Growth and characterization of high-Curie temperature Pb(Lu1/2Nb1/2)O3–Pb(Mg1/3Nb2/3)O3–PbTiO3 ternary single crystal by modified Bridgman technique

• A new ferroelectric single crystals PLN–PMN–PT were grown for the first time.
• Good compositional uniformity was shown in PLN–PMN–PT crystals.
• High Curie temperature and large coercive field were displayed in PLN–PMN–PT crystals.
• Excellent electrical properties were maintained at high temperatures in PLN–PMN–PT crystals.

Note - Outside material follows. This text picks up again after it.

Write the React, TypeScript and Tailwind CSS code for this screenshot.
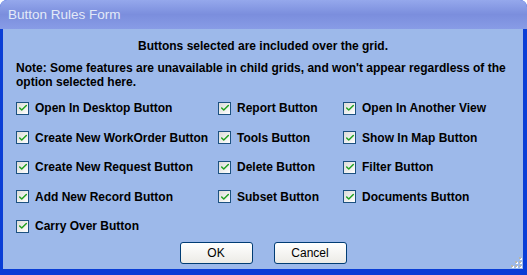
import { Check } from 'lucide-react'

const rows: string[][] = [
  ['Open In Desktop Button', 'Report Button', 'Open In Another View'],
  ['Create New WorkOrder Button', 'Tools Button', 'Show In Map Button'],
  ['Create New Request Button', 'Delete Button', 'Filter Button'],
  ['Add New Record Button', 'Subset Button', 'Documents Button'],
  ['Carry Over Button'],
]

function CheckItem({ label, className }: { label: string; className?: string }) {
  return (
    <label className={'flex h-[14px] items-center gap-[6px] ' + (className ?? '')}>
      <span className="flex h-[13px] w-[13px] shrink-0 items-center justify-center border border-[#1c5180] bg-gradient-to-br from-[#dcdcd7] to-white">
        <Check size={10} strokeWidth={3.5} className="text-[#21a121]" />
      </span>
      <span className="whitespace-nowrap">{label}</span>
    </label>
  )
}

function XpButton({ children }: { children: React.ReactNode }) {
  return (
    <button className="h-[22px] w-[73px] rounded-[3px] border border-[#003c74] bg-gradient-to-b from-white to-[#ecebe6] text-[12px] font-normal text-black">
      {children}
    </button>
  )
}

export default function App() {
  return (
    <div className="flex h-[275px] w-[527px] flex-col overflow-hidden rounded-t-[7px] bg-[#0a3ed6] font-['Liberation_Sans',Arial,sans-serif]">
      <div className="flex h-[29px] items-center bg-gradient-to-b from-[#95a8ec] via-[#7b8edd] to-[#889ce6] px-[8px] pt-[1px] text-[13.5px] text-[#e3eaf8]">
        Button Rules Form
      </div>
      <div className="relative mx-[3px] mb-[6px] mr-[4px] flex flex-1 flex-col bg-[#9db9ea] px-[13px] text-[12px] font-bold text-black">
        <div className="mt-[10px] text-center leading-[14px]">Buttons selected are included over the grid.</div>
        <div className="mt-[8px] leading-[14px]">
          Note: Some features are unavailable in child grids, and won't appear regardless of the option selected here.
        </div>
        <div className="mt-[12px] flex flex-col gap-[15.5px]">
          {rows.map((r, i) => (
            <div key={i} className="flex">
              <CheckItem label={r[0]} className="w-[202px]" />
              {r[1] && <CheckItem label={r[1]} className="w-[125px]" />}
              {r[2] && <CheckItem label={r[2]} />}
            </div>
          ))}
        </div>
        <div className="mt-[9px] flex justify-center gap-[21px]">
          <XpButton>OK</XpButton>
          <XpButton>Cancel</XpButton>
        </div>
        <svg className="absolute bottom-[1px] right-[1px]" width="12" height="12" viewBox="0 0 12 12">
          {[
            [9, 1], [9, 5], [5, 5], [9, 9], [5, 9], [1, 9],
          ].map(([x, y], i) => (
            <g key={i}>
              <rect x={x + 1} y={y + 1} width="2" height="2" fill="#fff" />
              <rect x={x} y={y} width="2" height="2" fill="#b7b6ad" />
            </g>
          ))}
        </svg>
      </div>
    </div>
  )
}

A new relaxor-based ferroelectric ternary system Pb(Lu1/2Nb1/2)O3–Pb(Mg1/3Nb2/3)O3–PbTiO3 (PLN–PMN–PT), with a combination of a high-Curie temperature system Pb(Lu1/2Nb1/2)O3–PbTiO3 (PLN–PT) and a high piezoelectricity system Pb(Mg1/3Nb2/3)O3–PbTiO3 (PMN–PT), was investigated in this paper. Single crystal PLN–PMN–PT with dimensions of Φ20×45 mm3 was grown successfully by the modified Bridgman technique for the first time. The studies of structure and composition of the as-grown crystal showed structural consistency but compositional deviation along the growth direction. The 〈0 0 1〉-oriented wafers of the PLN–PMN–PT single crystal showed excellent electrical properties at room temperature: ε33~4500, tanδ~0.5%, d33~2300 pC/N. The crystal was found to exhibit high Curie temperature (TC~176°C), rhombohedral–tetragonal phase transition temperature (TRT~108 °C) and coercive field (EC~8.1 kV/cm), superior to those of PMN–0.3PT single crystal. Studies of temperature dependence ferroelectric properties showed that high values of k33 and d33 could be maintained up to the TRT. These results showed that PLN–PMN–PT piezoelectric single crystal has a higher Curie temperature and coercive field with excellent electrical properties, making the crystal a promising candidate for high-power transducer applications in a broad temperature range.